This image has nothing to do with this particular blog post.
It's an image from Lisbon in the late 1990's.
I liked the tile on the side of the building.
Leica M6. 50mm Summicron. 


I got hired by a photographer for today. He was shooting the installation of an art project at an airport and needed someone to provide video documentation of the installation as well. The installed art work is hundreds of feet long and covers two expanses (two walls) of a great room. We had control of the location from 10am until 2pm. There was "hard stop" at 2 pm because an arriving international flight would disgorge passengers who needed to transit through "our" space. 

The best way to show the installation on video was to move across the length of the art. Fortunately we had a floor that was smooth as glass and a large cart with soft wheels and a true bearing. My most important shots were done by placing a stout tripod on the top of the cart, loading the cart with ballast to give it more inertia and then practicing my pacing. I'd line up the shot and then use the joins on the floor to stay on the right path, perpendicular to the wall.  When I first started planning the video portion of the project I was thinking "wheel chair" as a quick and inexpensive alternative to laying a couple hundred feet of dolly track but the cart was even better.

We needed a fun opening shot and a perfectly placed escalator allowed me to descend into the room and into the art in a very visually fun way. Through experimentation I found that the best way for me to hold a camera very steadily on moving stairs is to use a loupe/finder over the rear screen and have a three points of contact strategy. The three points being my left hand, my right hand and my forehead/eye socket.  I also engaged the vibration reduction on the lens I was shooting. 

We tried using a slider but the room's volume and dimensions, as well as the placement of the art in relationship to the lighting, really necessitated using longer lenses from further back. There's not enough relative movement in some long lens shots to get the feeling of movement across to the reader in any convincing way using a slide movement. If we'd needed to shoot close and wide it would have been a different story. 

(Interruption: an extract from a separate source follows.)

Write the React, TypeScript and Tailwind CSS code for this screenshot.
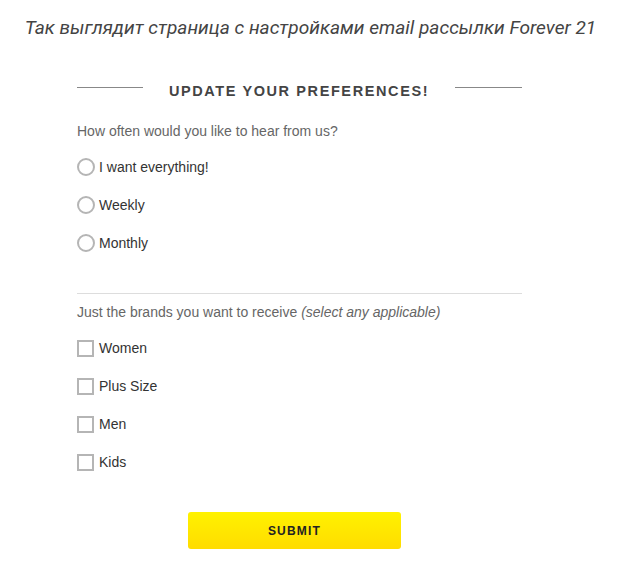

Some of the best shots of the day were a result of just finding the right vantage points for good side to side pans. We had the usual hurdles like mid-room pillars and non-removable signage but we can make short work of those by using some judicious dissolves to and from the b-roll I shot. Panning is much less a technical consideration than it is a matter of coordination and lots of practice. I haven't done it enough to get perfect pans every time so I need to do lots of takes and work all the time on my technique. I can only imagine that the guys who are really good at getting pans at just the right speed and smoothness must practice for months and years before getting their technique just right. No workshop shortcuts available...

Like most brain functions combined with hand functions it takes practice making the two work together. Pans can be unforgivingly obvious when they aren't done in a skillful way. I'd like to think a better quality ($$$) fluid head will make my panning moves much better but I can already see that there's no magic bullet. Some stuff just has to be gotten to straight through before it really works. My big hope is that perfect panning is not another one of those things that takes ten thousand hours to accomplish. 

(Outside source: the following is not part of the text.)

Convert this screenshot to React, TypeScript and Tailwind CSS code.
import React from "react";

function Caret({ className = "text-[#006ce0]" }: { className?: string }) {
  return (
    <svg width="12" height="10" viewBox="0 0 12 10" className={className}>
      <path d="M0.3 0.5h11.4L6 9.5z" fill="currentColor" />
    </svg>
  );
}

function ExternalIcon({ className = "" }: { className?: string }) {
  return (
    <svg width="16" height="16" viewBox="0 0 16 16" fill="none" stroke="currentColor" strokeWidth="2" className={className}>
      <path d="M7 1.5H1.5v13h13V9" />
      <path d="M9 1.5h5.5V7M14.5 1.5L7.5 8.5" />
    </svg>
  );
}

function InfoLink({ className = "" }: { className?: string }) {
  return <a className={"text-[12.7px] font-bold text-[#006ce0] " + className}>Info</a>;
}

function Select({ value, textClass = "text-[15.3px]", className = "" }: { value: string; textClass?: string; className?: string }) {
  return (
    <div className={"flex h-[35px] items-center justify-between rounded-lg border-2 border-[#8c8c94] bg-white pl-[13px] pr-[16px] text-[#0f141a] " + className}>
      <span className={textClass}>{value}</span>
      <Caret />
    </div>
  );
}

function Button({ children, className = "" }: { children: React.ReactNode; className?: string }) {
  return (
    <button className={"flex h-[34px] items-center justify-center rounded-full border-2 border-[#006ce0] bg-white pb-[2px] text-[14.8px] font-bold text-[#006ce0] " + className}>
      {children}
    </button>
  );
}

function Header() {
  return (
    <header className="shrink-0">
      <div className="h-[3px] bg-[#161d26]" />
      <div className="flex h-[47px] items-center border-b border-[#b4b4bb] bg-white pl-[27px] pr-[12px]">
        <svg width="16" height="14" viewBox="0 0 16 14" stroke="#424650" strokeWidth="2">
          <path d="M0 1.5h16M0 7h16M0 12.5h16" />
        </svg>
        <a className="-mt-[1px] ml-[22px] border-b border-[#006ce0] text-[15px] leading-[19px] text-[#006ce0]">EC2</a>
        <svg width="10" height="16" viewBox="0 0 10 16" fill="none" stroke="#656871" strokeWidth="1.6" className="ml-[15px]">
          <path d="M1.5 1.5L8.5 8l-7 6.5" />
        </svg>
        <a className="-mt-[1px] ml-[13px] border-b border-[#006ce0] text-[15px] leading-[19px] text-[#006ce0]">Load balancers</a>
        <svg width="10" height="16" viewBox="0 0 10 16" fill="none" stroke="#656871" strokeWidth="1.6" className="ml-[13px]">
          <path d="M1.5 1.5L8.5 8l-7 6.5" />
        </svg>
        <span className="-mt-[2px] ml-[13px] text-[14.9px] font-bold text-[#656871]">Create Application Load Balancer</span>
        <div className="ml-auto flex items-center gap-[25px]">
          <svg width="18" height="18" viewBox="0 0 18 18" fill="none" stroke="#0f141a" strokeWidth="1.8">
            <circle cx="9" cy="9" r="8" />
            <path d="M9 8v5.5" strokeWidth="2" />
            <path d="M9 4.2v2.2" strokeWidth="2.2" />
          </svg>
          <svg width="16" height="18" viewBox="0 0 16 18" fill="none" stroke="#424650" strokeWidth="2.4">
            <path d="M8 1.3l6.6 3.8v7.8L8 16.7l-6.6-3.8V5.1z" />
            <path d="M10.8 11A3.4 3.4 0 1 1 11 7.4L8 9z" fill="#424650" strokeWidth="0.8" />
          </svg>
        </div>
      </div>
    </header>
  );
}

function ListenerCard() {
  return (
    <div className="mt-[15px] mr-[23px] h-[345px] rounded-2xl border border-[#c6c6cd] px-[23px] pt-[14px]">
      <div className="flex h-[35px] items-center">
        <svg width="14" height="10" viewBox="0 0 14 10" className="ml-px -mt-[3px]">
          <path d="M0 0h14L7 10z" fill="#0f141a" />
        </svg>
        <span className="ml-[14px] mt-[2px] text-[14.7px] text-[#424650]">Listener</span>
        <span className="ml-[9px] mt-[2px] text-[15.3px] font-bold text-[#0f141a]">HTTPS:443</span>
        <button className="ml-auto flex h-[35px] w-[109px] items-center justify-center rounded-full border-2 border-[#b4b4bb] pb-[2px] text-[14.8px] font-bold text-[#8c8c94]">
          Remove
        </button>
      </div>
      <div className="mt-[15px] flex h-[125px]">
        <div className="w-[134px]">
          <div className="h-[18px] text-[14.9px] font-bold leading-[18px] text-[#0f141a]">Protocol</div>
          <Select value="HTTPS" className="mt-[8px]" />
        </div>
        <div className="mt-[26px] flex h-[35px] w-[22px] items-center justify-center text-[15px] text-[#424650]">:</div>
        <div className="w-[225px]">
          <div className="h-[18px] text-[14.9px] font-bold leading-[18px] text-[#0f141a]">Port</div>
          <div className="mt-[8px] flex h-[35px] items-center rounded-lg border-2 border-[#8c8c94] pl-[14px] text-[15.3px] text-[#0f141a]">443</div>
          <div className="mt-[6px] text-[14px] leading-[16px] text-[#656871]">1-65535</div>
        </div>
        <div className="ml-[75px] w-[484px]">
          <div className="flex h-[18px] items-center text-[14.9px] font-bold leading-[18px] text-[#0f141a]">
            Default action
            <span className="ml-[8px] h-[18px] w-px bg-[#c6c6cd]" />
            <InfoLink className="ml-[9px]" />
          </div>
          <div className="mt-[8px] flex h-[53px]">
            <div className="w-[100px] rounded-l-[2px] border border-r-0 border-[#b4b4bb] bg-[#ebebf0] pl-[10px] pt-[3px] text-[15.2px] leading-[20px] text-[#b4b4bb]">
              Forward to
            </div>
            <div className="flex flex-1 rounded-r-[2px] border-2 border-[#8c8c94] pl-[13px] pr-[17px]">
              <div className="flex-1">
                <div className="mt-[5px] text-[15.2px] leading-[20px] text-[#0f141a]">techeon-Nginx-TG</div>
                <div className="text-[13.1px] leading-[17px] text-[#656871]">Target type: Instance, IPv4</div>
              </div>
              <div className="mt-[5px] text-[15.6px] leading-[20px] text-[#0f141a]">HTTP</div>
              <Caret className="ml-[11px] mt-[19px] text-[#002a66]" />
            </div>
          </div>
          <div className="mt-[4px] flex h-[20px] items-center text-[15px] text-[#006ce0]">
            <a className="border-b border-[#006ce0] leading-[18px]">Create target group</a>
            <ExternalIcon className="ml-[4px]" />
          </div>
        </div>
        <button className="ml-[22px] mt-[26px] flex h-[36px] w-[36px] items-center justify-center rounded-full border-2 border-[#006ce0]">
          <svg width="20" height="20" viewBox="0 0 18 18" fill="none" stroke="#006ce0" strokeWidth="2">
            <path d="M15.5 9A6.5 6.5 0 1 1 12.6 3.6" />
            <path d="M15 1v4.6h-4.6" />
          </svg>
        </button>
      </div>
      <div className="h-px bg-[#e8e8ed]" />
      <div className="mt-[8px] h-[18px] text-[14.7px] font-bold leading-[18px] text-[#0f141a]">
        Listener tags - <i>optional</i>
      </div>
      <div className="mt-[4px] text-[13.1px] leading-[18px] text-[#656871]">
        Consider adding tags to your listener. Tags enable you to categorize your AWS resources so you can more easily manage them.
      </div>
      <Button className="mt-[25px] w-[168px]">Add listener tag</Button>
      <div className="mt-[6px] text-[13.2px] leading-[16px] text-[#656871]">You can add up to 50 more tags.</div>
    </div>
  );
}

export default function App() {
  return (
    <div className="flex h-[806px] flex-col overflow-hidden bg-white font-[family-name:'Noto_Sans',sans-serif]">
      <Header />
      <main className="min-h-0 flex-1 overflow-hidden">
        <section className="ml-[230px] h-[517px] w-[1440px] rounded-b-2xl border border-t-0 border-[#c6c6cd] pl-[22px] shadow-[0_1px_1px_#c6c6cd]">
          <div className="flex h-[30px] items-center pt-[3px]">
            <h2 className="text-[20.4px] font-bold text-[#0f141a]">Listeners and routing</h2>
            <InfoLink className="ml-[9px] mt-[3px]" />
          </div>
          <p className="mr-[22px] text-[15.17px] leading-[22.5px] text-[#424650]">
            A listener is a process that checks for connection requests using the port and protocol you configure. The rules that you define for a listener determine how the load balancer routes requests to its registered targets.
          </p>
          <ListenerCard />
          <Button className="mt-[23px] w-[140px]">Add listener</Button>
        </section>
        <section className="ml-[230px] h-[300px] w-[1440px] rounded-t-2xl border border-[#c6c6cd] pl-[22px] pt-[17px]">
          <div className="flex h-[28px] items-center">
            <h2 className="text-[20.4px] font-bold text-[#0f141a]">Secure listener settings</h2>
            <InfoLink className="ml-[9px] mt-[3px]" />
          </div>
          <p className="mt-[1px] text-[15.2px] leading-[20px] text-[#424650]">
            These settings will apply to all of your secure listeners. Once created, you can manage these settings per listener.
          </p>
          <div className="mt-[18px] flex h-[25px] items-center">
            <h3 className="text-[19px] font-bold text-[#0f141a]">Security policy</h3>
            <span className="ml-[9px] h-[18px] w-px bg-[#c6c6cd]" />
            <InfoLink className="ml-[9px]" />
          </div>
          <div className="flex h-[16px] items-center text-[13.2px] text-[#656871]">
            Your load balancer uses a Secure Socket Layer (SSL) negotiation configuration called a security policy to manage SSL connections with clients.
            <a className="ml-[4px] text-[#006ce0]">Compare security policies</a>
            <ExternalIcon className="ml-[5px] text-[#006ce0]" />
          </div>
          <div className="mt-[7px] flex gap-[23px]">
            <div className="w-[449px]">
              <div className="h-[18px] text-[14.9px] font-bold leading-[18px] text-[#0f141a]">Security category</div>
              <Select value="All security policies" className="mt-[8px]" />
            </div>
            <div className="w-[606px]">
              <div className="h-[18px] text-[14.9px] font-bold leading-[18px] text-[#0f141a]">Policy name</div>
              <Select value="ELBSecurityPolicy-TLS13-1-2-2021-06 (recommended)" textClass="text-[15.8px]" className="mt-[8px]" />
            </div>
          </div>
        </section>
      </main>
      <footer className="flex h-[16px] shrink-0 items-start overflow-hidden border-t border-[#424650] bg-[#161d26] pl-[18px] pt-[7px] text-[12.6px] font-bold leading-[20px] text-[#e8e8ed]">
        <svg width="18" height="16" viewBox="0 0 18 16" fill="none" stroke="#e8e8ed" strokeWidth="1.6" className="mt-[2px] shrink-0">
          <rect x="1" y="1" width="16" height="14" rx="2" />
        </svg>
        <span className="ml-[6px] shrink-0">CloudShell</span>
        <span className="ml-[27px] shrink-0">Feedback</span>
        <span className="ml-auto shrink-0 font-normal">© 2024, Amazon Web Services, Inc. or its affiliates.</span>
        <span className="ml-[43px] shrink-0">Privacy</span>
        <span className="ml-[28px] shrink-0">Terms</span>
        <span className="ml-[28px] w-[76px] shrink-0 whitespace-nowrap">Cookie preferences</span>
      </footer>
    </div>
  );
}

I do know that the pans worked better when I used one hand on the camera and one hand on the tripod arm. I know now that it's easier to do a fast pan than a slow pan and it's almost impossible to do a really good very slow pan; at least for me.

I've learned in previous projects just how useful detail footage and shots from other angles are when editing. If a part of one pan goes bumpy it's always possible to cut away to a different angle and then cut back when my overall performance improves somewhere in the original shot. 

I'm back in the studio now and looking at footage. It doesn't look bad. I know enough to know that I don't know enough and don't have enough practice yet to be good. But I can, at this juncture, get stuff that's serviceable. Studio dog is in the studio basket with her PolarTec bathrobe (and inadvertent "gift" from me) right next to the little radiator heater. She is subtly trying to tell me to wrap up this blog because we're falling behind on the schedule. The schedule goes like this: Retouch a couple of headshots, play fetch. Retouch a couple of headshots, play fetch. Retouch a couple of headshots, play fetch. Retouch a couple of headshots, play fetch. Retouch a couple of headshots, play fetch. Retouch a couple of headshots, play fetch.........


3.08.2015

Working with professional actors. A quick take.

Steve Vinovich as LBJ.

I spent Wednesday, Friday and Saturday following NYC actor, Steve Vinovich, around the LBJ Museum, Johnson City, the LBJ ranch and also to an interview with two of LBJ's staffers before ending up at the Whisenhunt Stage at Zach Theatre yesterday in the late afternoon. Steve and the artistic team at Zach have been researching everything they can for their upcoming production of, All The Way. It's a play about LBJ's presidency. 

There are three cameras I've used to shoot "run and gun" video, more controlled video interviews and still images and all of them are Nikons. The best of the batch for video and still images is the D810. It's big and solid and it creates great files in both spheres. 

3.07.2015

Why the VSL posts are now truncated in RSS readers.


 A few readers have asked me why the posts are suddenly truncated in their news feed apps. I thought I would explain. For years I've been writing this content. It takes time and effort. The end product is intellectual property. By putting the full post on the RSS feed it makes it super easy for unsavory and unethical people to automate the theft of the entire post, with images, automatically. These gutless slime then take the articles, wrap advertising around my content and present it as their own content on their websites. They use my site name and my name and content to drive eyeballs to their sites in order to generate advertising click throughs. If I truncate the articles you have to go through the "arduous" task of clicking through a link to read the FREE content. Sorry for the heavy lifting (sarcasm richly intended).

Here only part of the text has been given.